The collapse of Vivendi’s shares destroyed several billion dollars of the Bronfman family fortune, deepening a rift between Edgar Bronfman Sr. and his younger brother Charles. The former principal owner of the Montreal Expos baseball team, Charles Bronfman had opposed the move into entertainment and the sale to Vivendi.

In the years since, however, the two brothers – both billionaires and philanthropists – mended their relationship. They shared a vision for their charitable ventures in the Jewish community, believing that the next generation of Jews needs a connection to their identity built on hope rather than fear.

After spending much of his life disconnected from Jewish heritage or observance, Edgar Bronfman started a new engagement with the tradition in his middle age. He began reading the Bible and the Talmud, and held weekly sessions at his foundation for debating and studying Jewish texts.
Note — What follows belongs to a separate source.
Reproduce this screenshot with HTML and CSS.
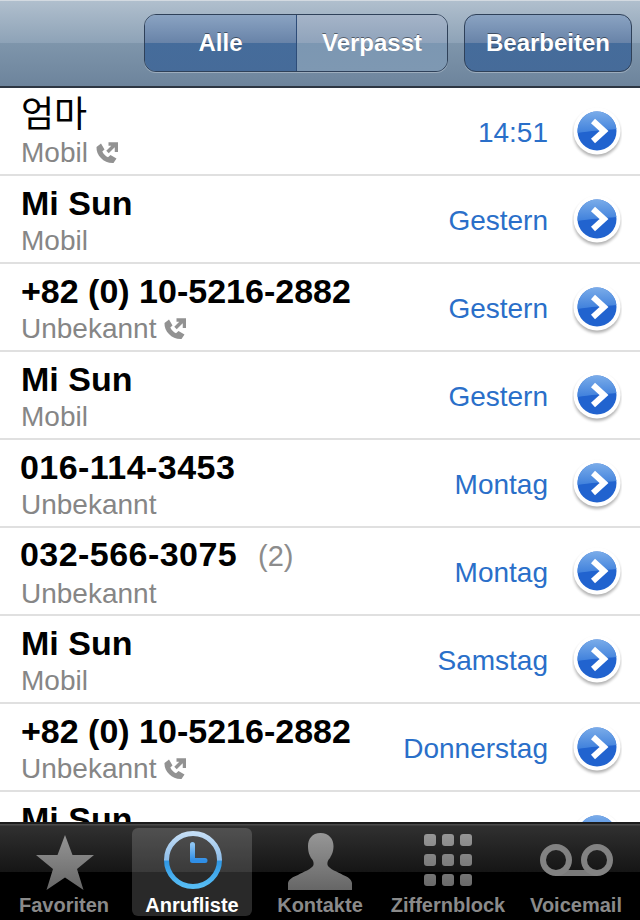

In 1999, president Bill Clinton awarded him the Presidential Medal of Freedom, the nation’s highest accolade for civilians, citing his quest to “ensure basic rights for Jews around the world.”

“Edgar was an original,” said Richard Joel, the president of Yeshiva University in New York, who spent a decade working and travelling with Mr. Bronfman when both men were involved with Hillel, a network of Jewish centres on university campuses. “There was a formidable nature to [him] and no one else quite fits that bill or fills that role.”

His brother Charles Bronfman echoed that sentiment. “Edgar lived a full life,” he wrote in an e-mail. “His passionate presidency of the World Jewish Congress saw him take on giants and bend them to his will for the benefit of the Jewish people. I loved him and miss him and will continue to miss him.”

Mr. Bronfman died of natural causes related to his advanced age, according to a spokesman for his charitable foundation. He leaves his fourth wife, Jan Aronson, seven children, 24 grandchildren, two great-grandchildren, as well as his elder sister Phyllis Lambert and his younger brother Charles Bronfman.